NEW YORK STATE DIVISION OF PAROLE, Respondent.

Calendar Date: January 24, 2013
Before: Rose, J.P., Lahtinen, Garry and Egan Jr., JJ.


Jose Velez, Woodbourne, appellant pro se.
Eric T. Schneiderman, Attorney General, Albany
(William E. Storrs of counsel), for respondent.


MEMORANDUM AND ORDER

Appeal from a judgment of the Supreme Court (McDonough, J.), entered June 14, 2012 in Greene County, which dismissed petitioner's application, in a proceeding pursuant to CPLR article 78, to review a determination of the Board of Parole denying petitioner's request for parole release.

Petitioner, a prison inmate, commenced this CPLR article 78 proceeding to review a determination denying his request for parole release. Respondent answered and asserted that the proceeding was time-barred. Supreme Court found, among other things, that the proceeding was untimely and dismissed the petition. Petitioner now appeals.

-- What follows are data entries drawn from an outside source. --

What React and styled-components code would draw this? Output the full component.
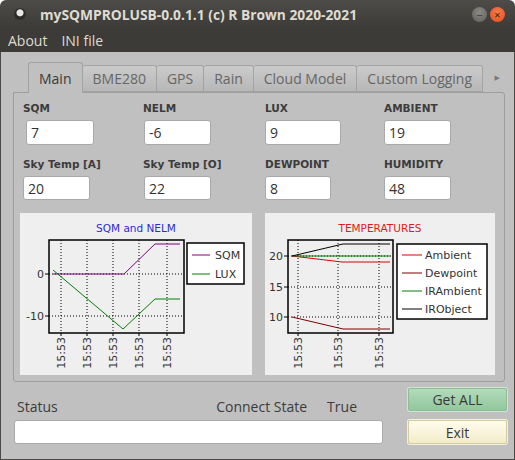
import React from 'react';
import styled, { createGlobalStyle } from 'styled-components';

const GlobalStyle = createGlobalStyle`
  html, body {
    margin: 0;
    padding: 0;
    background: #fff;
    overflow: hidden;
  }
  * { box-sizing: border-box; }
`

const Window = styled.div`
  display: flex;
  flex-direction: column;
  width: 515px;
  height: 460px;
  font-family: "Open Sans", "DejaVu Sans", sans-serif;
`

const TitleBar = styled.div`
  display: flex;
  align-items: center;
  height: 28px;
  padding: 0 10px 0 14px;
  border-radius: 6px 6px 0 0;
  background: linear-gradient(#4d4c48, #3c3b37);
`

const AppDot = styled.div`
  width: 12px;
  height: 12px;
  border-radius: 50%;
  background: radial-gradient(circle at 50% 40%, #e8e8e8 0 3px, #2d2c29 4px);
`

const Title = styled.div`
  margin-left: 14px;
  color: #dfdbd2;
  font-size: 13.8px;
  font-weight: 700;
`

const WinButtons = styled.div`
  display: flex;
  gap: 3px;
  margin-left: auto;
`

const WinButton = styled.div`
  display: flex;
  align-items: center;
  justify-content: center;
  width: 15px;
  height: 15px;
  border-radius: 50%;
  font-size: 11px;
  line-height: 1;
  color: ${p => (p.$close ? '#4a1a08' : '#3c3b37')};
  background: ${p => (p.$close
    ? 'radial-gradient(circle at 50% 35%, #f47a4d, #e4501b)'
    : 'radial-gradient(circle at 50% 35%, #8a8984, #5f5e5a)')};
`

const MenuBar = styled.div`
  display: flex;
  align-items: center;
  height: 24px;
  padding-left: 1px;
  background: #3c3b37;
`

const MenuItem = styled.div`
  padding: 0 7px;
  color: #dfdbd2;
  font-size: 14px;
`

const Body = styled.div`
  flex: 1;
  display: flex;
  flex-direction: column;
  padding: 10px 7px 0 12px;
  background: #c0c0c0;
  border: 1px solid #4a4945;
  border-top: none;
`

const TabWidget = styled.div`
  display: flex;
  flex-direction: column;
  margin-right: 2px;
`

const TabBar = styled.div`
  display: flex;
  align-items: flex-end;
  height: 30px;
  padding: 0 5px 0 15px;
`

const Tab = styled.div`
  display: flex;
  align-items: center;
  justify-content: center;
  height: ${p => (p.$active ? '31px' : '27px')};
  margin-bottom: ${p => (p.$active ? '-1px' : '0')};
  padding: 0 10px;
  border: 1px solid #a3a3a3;
  border-bottom: ${p => (p.$active ? 'none' : '1px solid #a3a3a3')};
  border-left: ${p => (p.$first ? '1px solid #a3a3a3' : 'none')};
  border-radius: 3px 3px 0 0;
  background: ${p => (p.$active ? '#c0c0c0' : 'linear-gradient(#cbcbcb, #b7b7b7)')};
  color: ${p => (p.$active ? '#3a3a3a' : '#666')};
  font-size: 14px;
  position: relative;
  z-index: ${p => (p.$active ? 1 : 0)};
`

const TabScroll = styled.div`
  margin-left: auto;
  align-self: center;
  color: #7a7a7a;
  font-size: 7px;
`

const Pane = styled.div`
  display: flex;
  flex-direction: column;
  height: 290px;
  padding: 8px 9px 0 6px;
  border: 1px solid #9e9e9e;
  border-radius: 0 3px 3px 3px;
`

const Fields = styled.div`
  display: grid;
  grid-template-columns: 120px 122px 119px 1fr;
  row-gap: 12px;
  margin-left: 3px;
`

const Field = styled.div`
  display: flex;
  flex-direction: column;
`

const FieldLabel = styled.div`
  height: 14px;
  margin-bottom: 5px;
  color: #3c3c3c;
  font-family: "DejaVu Sans", sans-serif;
  font-size: 10.5px;
  font-weight: 700;
  line-height: 14px;
`

const ValueBox = styled.div`
  width: ${p => p.$w}px;
  height: ${p => p.$h || 25}px;
  margin-left: ${p => p.$offset || 0}px;
  padding-left: 4px;
  border: 1px solid #a9a9a9;
  border-radius: 3px;
  background: #fff;
  color: #333;
  font-size: 14px;
  line-height: 23px;
`

const Charts = styled.div`
  display: flex;
  gap: 13px;
  margin-top: 13px;
`

const ChartPanel = styled.div`
  width: ${p => p.$w}px;
  height: 162px;
  background: #efefef;
`

const Bottom = styled.div`
  display: grid;
  grid-template-columns: 1fr 99px;
  grid-template-rows: 23px 24px;
  column-gap: 25px;
  row-gap: 9px;
  margin-top: 6px;
  padding-left: 1px;
`

const StatusLine = styled.div`
  display: flex;
  padding: 9px 26px 0 3px;
  color: #3c3c3c;
  font-size: 14px;
  line-height: 19px;
  white-space: nowrap;
`

const ConnectLabel = styled.span`
  margin-left: auto;
  margin-right: 20px;
`

const StatusBox = styled.div`
  height: 24px;
  border: 1px solid #a9a9a9;
  border-radius: 3px;
  background: #fff;
`

const Button = styled.div`
  display: flex;
  align-items: center;
  justify-content: center;
  border: 1px solid ${p => (p.$tone === 'green' ? '#8fbd98' : '#d5cc9f')};
  box-shadow: 0 0 0 1px ${p => (p.$tone === 'green' ? '#cfe5d2' : '#f3f0de')};
  border-radius: 2px;
  background: ${p => (p.$tone === 'green'
    ? 'linear-gradient(#b3dbbb, #92c79d)'
    : 'linear-gradient(#fffcec, #f3ecca)')};
  color: #3a3a3a;
  font-size: 14px;
`

const sqmChart = {
  w: 232,
  title: 'SQM and NELM',
  titleColor: '#2a2ae0',
  titleX: 116,
  plot: { x: 29, y: 27, w: 135, h: 93 },
  yTicks: [{ label: '0', y: 61 }, { label: '-10', y: 103 }],
  xTicks: [41, 67, 93, 119, 147],
  series: [
    { name: 'SQM', color: '#800080', pts: [[33, 61], [104, 61], [135, 31], [160, 31]] },
    { name: 'LUX', color: '#008000', pts: [[33, 57], [103, 116], [135, 86], [160, 86]] },
  ],
  legend: { x: 167, y: 30, w: 57, h: 41, first: 42, step: 19, lineX: 172, lineW: 18, textX: 195 },
}

const tempChart = {
  w: 230,
  title: 'TEMPERATURES',
  titleColor: '#e41a1a',
  titleX: 115,
  plot: { x: 23, y: 27, w: 105, h: 93 },
  yTicks: [{ label: '20', y: 43 }, { label: '15', y: 74 }, { label: '10', y: 104 }],
  xTicks: [33, 73, 114],
  series: [
    { name: 'Ambient', color: '#e00000', pts: [[27, 43], [77, 49], [125, 49]] },
    { name: 'Dewpoint', color: '#800000', pts: [[27, 104], [78, 116], [125, 116]] },
    { name: 'IRAmbient', color: '#008000', pts: [[27, 43], [125, 43]] },
    { name: 'IRObject', color: '#000000', pts: [[27, 43], [78, 31], [125, 31]] },
  ],
  legend: { x: 132, y: 31, w: 90, h: 75, first: 42, step: 18, lineX: 137, lineW: 20, textX: 160 },
}

const Chart = ({ cfg }) => {
  const { plot, legend } = cfg
  const bottom = plot.y + plot.h
  return (
    <ChartPanel $w={cfg.w}>
      <svg width={cfg.w} height="162" fontFamily="DejaVu Sans, sans-serif" fontSize="11">
        <text x={cfg.titleX} y="19" textAnchor="middle" fill={cfg.titleColor} fontSize="10.5">
          {cfg.title}
        </text>
        {cfg.yTicks.map(t => (
          <g key={t.label}>
            <line x1={plot.x} x2={plot.x + plot.w} y1={t.y} y2={t.y} stroke="#000" strokeDasharray="1 2" />
            <line x1={plot.x - 4} x2={plot.x} y1={t.y} y2={t.y} stroke="#000" />
            <text x={plot.x - 5} y={t.y + 4} textAnchor="end" fill="#333">{t.label}</text>
          </g>
        ))}
        {cfg.xTicks.map(x => (
          <g key={x}>
            <line x1={x} x2={x} y1={plot.y} y2={bottom} stroke="#000" strokeDasharray="1 2" />
            <line x1={x} x2={x} y1={bottom} y2={bottom + 3} stroke="#000" />
            <text transform={`translate(${x + 4} ${bottom + 4}) rotate(-90)`} textAnchor="end" fill="#333">
              15:53
            </text>
          </g>
        ))}
        {cfg.series.map(s => (
          <polyline key={s.name} points={s.pts.map(p => p.join(',')).join(' ')} fill="none" stroke={s.color} strokeWidth="1" />
        ))}
        <rect x={plot.x} y={plot.y} width={plot.w} height={plot.h} fill="none" stroke="#000" strokeWidth="1.5" />
        <rect x={legend.x} y={legend.y} width={legend.w} height={legend.h} fill="#fff" stroke="#000" strokeWidth="1.5" />
        {cfg.series.map((s, i) => {
          const y = legend.first + i * legend.step
          return (
            <g key={s.name}>
              <line x1={legend.lineX} x2={legend.lineX + legend.lineW} y1={y} y2={y} stroke={s.color} />
              <text x={legend.textX} y={y + 4} fill="#333">{s.name}</text>
            </g>
          )
        })}
      </svg>
    </ChartPanel>
  )
}

const fields = [
  { label: 'SQM', value: '7', w: 68, offset: 3 },
  { label: 'NELM', value: '-6', w: 67, offset: 1 },
  { label: 'LUX', value: '9', w: 76 },
  { label: 'AMBIENT', value: '19', w: 67 },
  { label: 'Sky Temp [A]', value: '20', w: 67, h: 24 },
  { label: 'Sky Temp [O]', value: '22', w: 67, offset: 1, h: 24 },
  { label: 'DEWPOINT', value: '8', w: 66, h: 24 },
  { label: 'HUMIDITY', value: '48', w: 67, h: 24 },
]

const tabs = ['Main', 'BME280', 'GPS', 'Rain', 'Cloud Model', 'Custom Logging']

const App = () => {
  return (
    <Window>
      <GlobalStyle />
      <TitleBar>
        <AppDot />
        <Title>mySQMPROLUSB-0.0.1.1 (c) R Brown 2020-2021</Title>
        <WinButtons>
          <WinButton>&#8722;</WinButton>
          <WinButton $close>&#215;</WinButton>
        </WinButtons>
      </TitleBar>
      <MenuBar>
        <MenuItem>About</MenuItem>
        <MenuItem>INI file</MenuItem>
      </MenuBar>
      <Body>
        <TabWidget>
          <TabBar>
            {tabs.map((t, i) => (
              <Tab key={t} $active={i === 0} $first={i === 0}>{t}</Tab>
            ))}
            <TabScroll>&#9654;</TabScroll>
          </TabBar>
          <Pane>
            <Fields>
              {fields.map(f => (
                <Field key={f.label}>
                  <FieldLabel>{f.label}</FieldLabel>
                  <ValueBox $w={f.w} $h={f.h} $offset={f.offset}>{f.value}</ValueBox>
                </Field>
              ))}
            </Fields>
            <Charts>
              <Chart cfg={sqmChart} />
              <Chart cfg={tempChart} />
            </Charts>
          </Pane>
        </TabWidget>
        <Bottom>
          <StatusLine>
            <span>Status</span>
            <ConnectLabel>Connect State</ConnectLabel>
            <span>True</span>
          </StatusLine>
          <Button $tone="green">Get ALL</Button>
          <StatusBox />
          <Button $tone="cream">Exit</Button>
        </Bottom>
      </Body>
    </Window>
  )
}

export default App;
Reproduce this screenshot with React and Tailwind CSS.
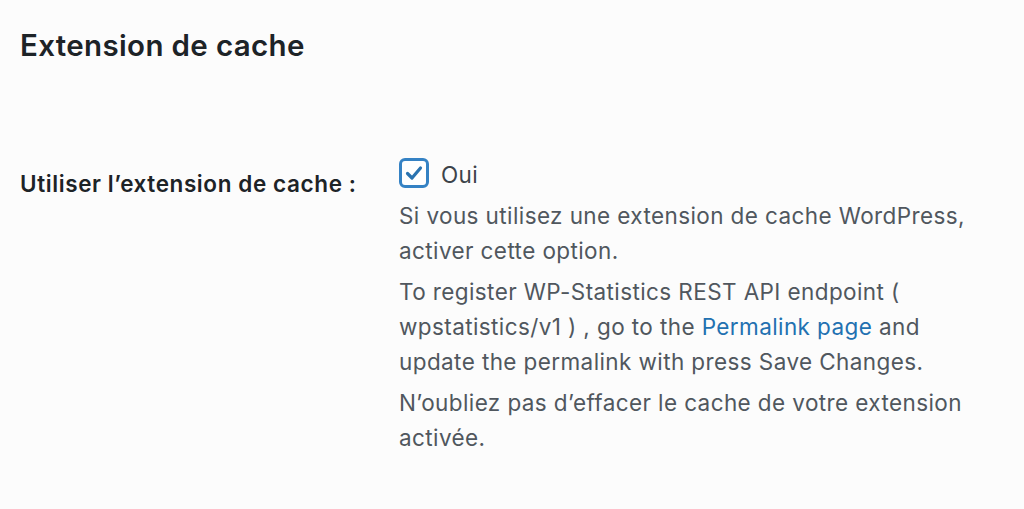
export default function App() {
  return (
    <div className="w-[1024px] h-[509px] bg-[#fcfcfc] overflow-hidden" style={{ fontFamily: 'Inter, "Noto Sans", sans-serif' }}>
      <div className="pl-[20px] pt-[27px]">
        <h2 className="text-[29.5px] leading-[36px] font-semibold text-[#1d2327] tracking-[0.35px]">Extension de cache</h2>
      </div>
      <div className="flex mt-[94px] pl-[20px]">
        <div className="w-[379px] shrink-0 pt-[12px] text-[22.5px] leading-[30px] font-semibold text-[#1d2327] tracking-[0.6px]">
          Utiliser l’extension de cache :
        </div>
        <div className="flex flex-col text-[22.5px] text-[#50575e] tracking-[0.4px]">
          <label className="flex items-center gap-[12px] h-[32px]">
            <span className="w-[30px] h-[30px] rounded-[6px] border-[3px] border-[#3582c4] bg-white flex items-center justify-center">
              <svg width="20" height="20" viewBox="0 0 20 20" fill="none">
                <path d="M3.5 10.5 L8 15 L16.5 5" stroke="#2a73b0" strokeWidth="3.2" strokeLinecap="round" strokeLinejoin="round" />
              </svg>
            </span>
            <span className="text-[#3c434a] pt-[4px]">Oui</span>
          </label>
          <p className="leading-[35px] mt-[9px]">
            Si vous utilisez une extension de cache WordPress,<br />activer cette option.
          </p>
          <p className="leading-[35px] mt-[6px]">
            To register WP-Statistics REST API endpoint (<br />wpstatistics/v1 ) , go to the <a className="text-[#2271b1]">Permalink page</a> and<br />update the permalink with press Save Changes.
          </p>
          <p className="leading-[35px] mt-[6px]">
            N’oubliez pas d’effacer le cache de votre extension<br />activée.
          </p>
        </div>
      </div>
    </div>
  );
}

We affirm. The determination at issue became final and binding upon petitioner no later than May 26, 2011, when he was notified that the Board of Parole had affirmed the denial of his request for parole release. Inasmuch as the papers commencing this proceeding were not filed with the County Clerk until October 4, 2011 (see Matter of Mendon Ponds Neighborhood Assn. v Dehm, 98 NY2d 745, 747 [2002]), after the four-month statute of limitations had expired, Supreme Court properly dismissed the proceeding as time-barred (see CPLR 217; Matter of Grant v Senkowski, 95 NY2d 605, 610 [2001]; Matter of Blanche v Selsky, 13 AD3d 681, 682 [2004], appeal dismissed and lv denied 4 NY3d 844 [2005]).

Rose, J.P., Lahtinen, Garry and Egan Jr., JJ., concur.

ORDERED that the judgment is affirmed, without costs.